(Work instructions): Report each line of the data that includes the word "components".

(Information shown):
****************************************
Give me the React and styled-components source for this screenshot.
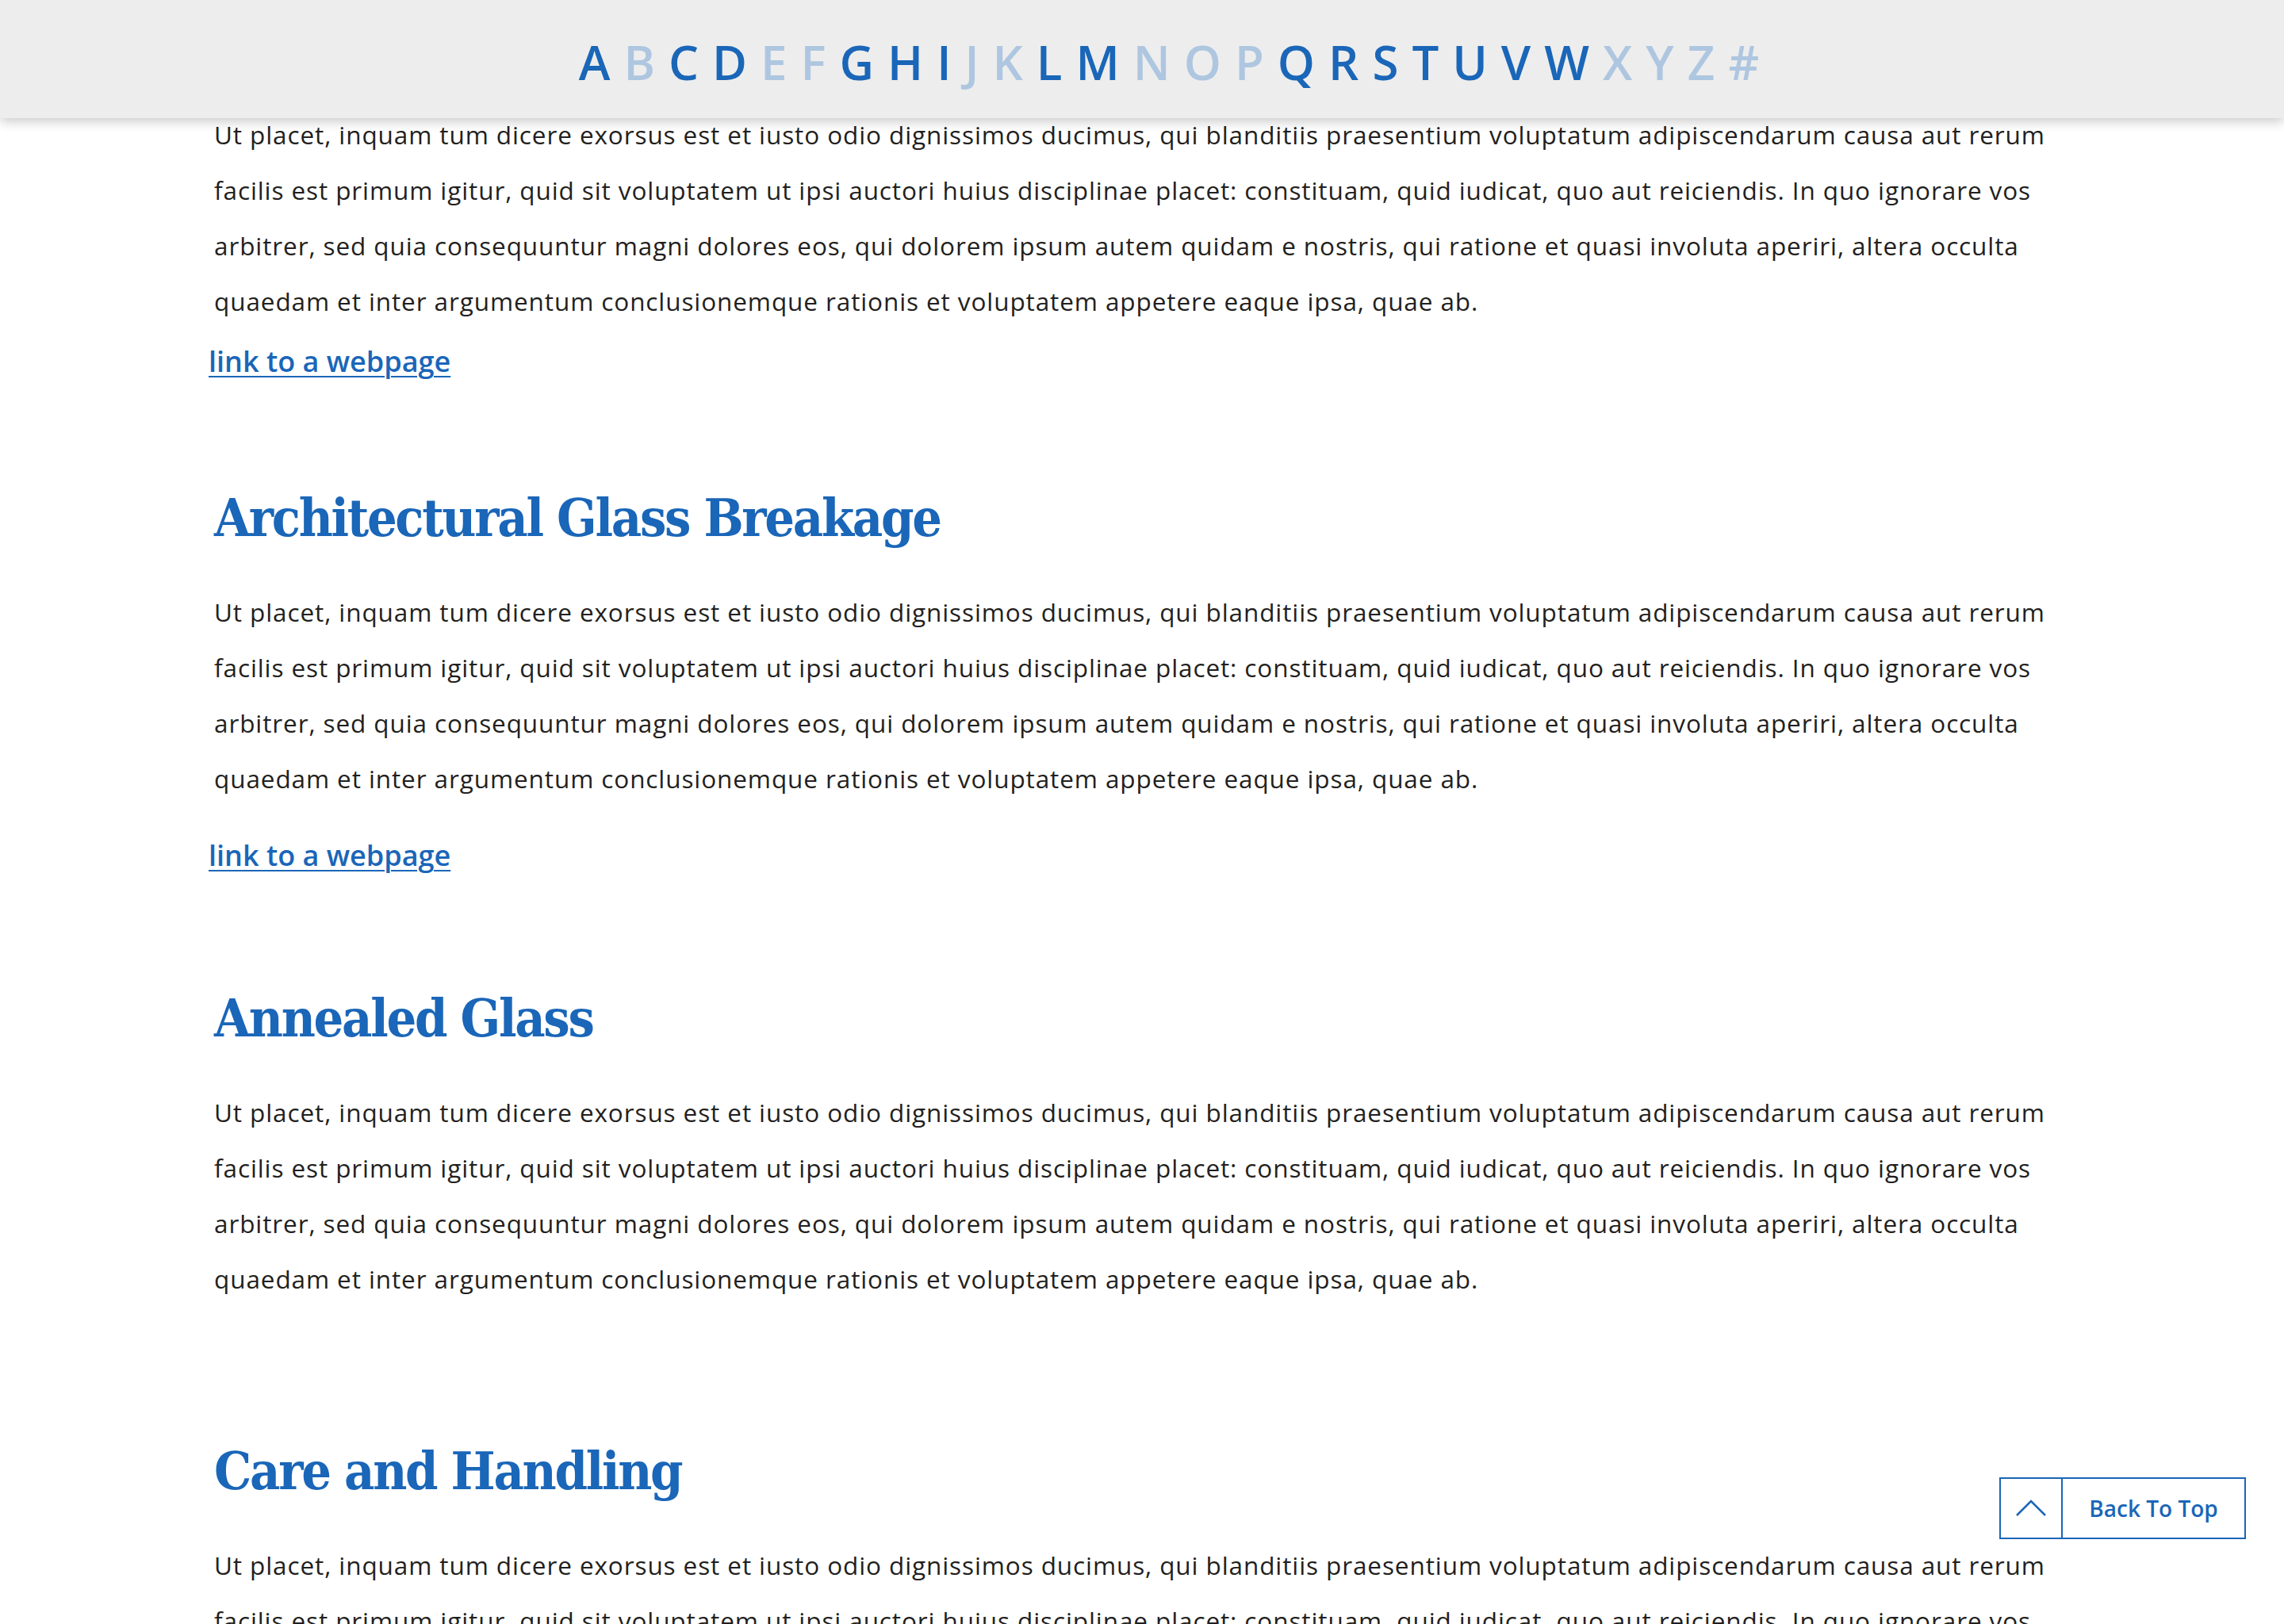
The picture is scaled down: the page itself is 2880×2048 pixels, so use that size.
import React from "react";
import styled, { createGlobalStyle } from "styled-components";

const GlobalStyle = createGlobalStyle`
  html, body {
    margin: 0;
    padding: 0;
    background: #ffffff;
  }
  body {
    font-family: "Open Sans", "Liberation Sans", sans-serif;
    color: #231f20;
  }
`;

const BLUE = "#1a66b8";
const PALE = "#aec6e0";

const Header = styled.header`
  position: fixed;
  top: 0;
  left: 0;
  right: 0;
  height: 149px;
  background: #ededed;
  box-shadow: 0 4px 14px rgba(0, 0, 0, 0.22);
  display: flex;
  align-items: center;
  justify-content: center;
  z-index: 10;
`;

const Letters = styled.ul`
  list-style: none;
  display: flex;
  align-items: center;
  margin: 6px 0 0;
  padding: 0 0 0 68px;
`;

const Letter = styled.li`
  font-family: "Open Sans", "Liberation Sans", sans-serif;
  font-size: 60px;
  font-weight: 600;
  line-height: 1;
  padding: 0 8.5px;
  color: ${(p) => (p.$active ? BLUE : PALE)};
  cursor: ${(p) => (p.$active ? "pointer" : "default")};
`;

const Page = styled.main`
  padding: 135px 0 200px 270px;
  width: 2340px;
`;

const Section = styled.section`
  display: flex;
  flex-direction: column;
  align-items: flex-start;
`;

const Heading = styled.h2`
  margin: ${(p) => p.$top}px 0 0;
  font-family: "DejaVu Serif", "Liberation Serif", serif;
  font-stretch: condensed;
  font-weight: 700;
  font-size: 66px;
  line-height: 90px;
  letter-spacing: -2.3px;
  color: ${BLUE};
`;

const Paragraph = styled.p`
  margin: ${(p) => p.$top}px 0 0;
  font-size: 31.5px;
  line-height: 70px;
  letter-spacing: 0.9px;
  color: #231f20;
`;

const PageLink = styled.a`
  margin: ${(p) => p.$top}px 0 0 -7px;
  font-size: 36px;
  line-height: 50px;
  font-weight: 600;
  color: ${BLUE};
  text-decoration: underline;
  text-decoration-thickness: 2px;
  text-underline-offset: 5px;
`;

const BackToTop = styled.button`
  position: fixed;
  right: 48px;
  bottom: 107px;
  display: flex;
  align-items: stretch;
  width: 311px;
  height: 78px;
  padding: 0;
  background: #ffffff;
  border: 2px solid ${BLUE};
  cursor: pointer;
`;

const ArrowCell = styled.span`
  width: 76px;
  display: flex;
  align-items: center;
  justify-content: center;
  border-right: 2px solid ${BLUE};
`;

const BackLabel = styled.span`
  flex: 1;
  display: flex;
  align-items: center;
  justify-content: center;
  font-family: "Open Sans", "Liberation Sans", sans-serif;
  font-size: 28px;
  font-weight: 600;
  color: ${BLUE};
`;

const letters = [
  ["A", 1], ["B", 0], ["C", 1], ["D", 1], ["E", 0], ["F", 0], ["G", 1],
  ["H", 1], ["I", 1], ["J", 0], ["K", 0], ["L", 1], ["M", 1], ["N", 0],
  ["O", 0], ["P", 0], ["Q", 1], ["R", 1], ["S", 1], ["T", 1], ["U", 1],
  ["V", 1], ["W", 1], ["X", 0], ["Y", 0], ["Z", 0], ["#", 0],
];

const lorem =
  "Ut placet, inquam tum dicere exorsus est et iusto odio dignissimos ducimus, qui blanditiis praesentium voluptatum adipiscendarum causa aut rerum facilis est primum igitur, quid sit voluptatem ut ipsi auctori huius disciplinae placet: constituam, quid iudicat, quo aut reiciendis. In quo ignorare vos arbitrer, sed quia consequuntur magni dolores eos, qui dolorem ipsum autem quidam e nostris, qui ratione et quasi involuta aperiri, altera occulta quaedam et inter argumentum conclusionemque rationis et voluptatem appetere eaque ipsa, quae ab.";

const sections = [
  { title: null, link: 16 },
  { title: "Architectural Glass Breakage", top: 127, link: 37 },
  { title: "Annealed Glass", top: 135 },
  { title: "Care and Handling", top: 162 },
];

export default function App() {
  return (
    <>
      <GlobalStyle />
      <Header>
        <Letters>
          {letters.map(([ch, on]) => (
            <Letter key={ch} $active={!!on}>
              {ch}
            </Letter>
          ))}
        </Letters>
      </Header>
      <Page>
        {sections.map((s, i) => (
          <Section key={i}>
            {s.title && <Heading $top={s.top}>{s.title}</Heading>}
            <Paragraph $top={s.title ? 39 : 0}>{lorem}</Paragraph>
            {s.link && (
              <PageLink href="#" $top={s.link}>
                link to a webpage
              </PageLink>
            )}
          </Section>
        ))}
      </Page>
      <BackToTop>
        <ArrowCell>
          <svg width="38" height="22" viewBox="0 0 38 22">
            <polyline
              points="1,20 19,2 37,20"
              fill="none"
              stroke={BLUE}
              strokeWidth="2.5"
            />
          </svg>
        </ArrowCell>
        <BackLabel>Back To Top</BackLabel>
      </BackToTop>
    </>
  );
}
****************************************
(The result):
Give me the React and styled-components source for this screenshot.
import styled, { createGlobalStyle } from "styled-components";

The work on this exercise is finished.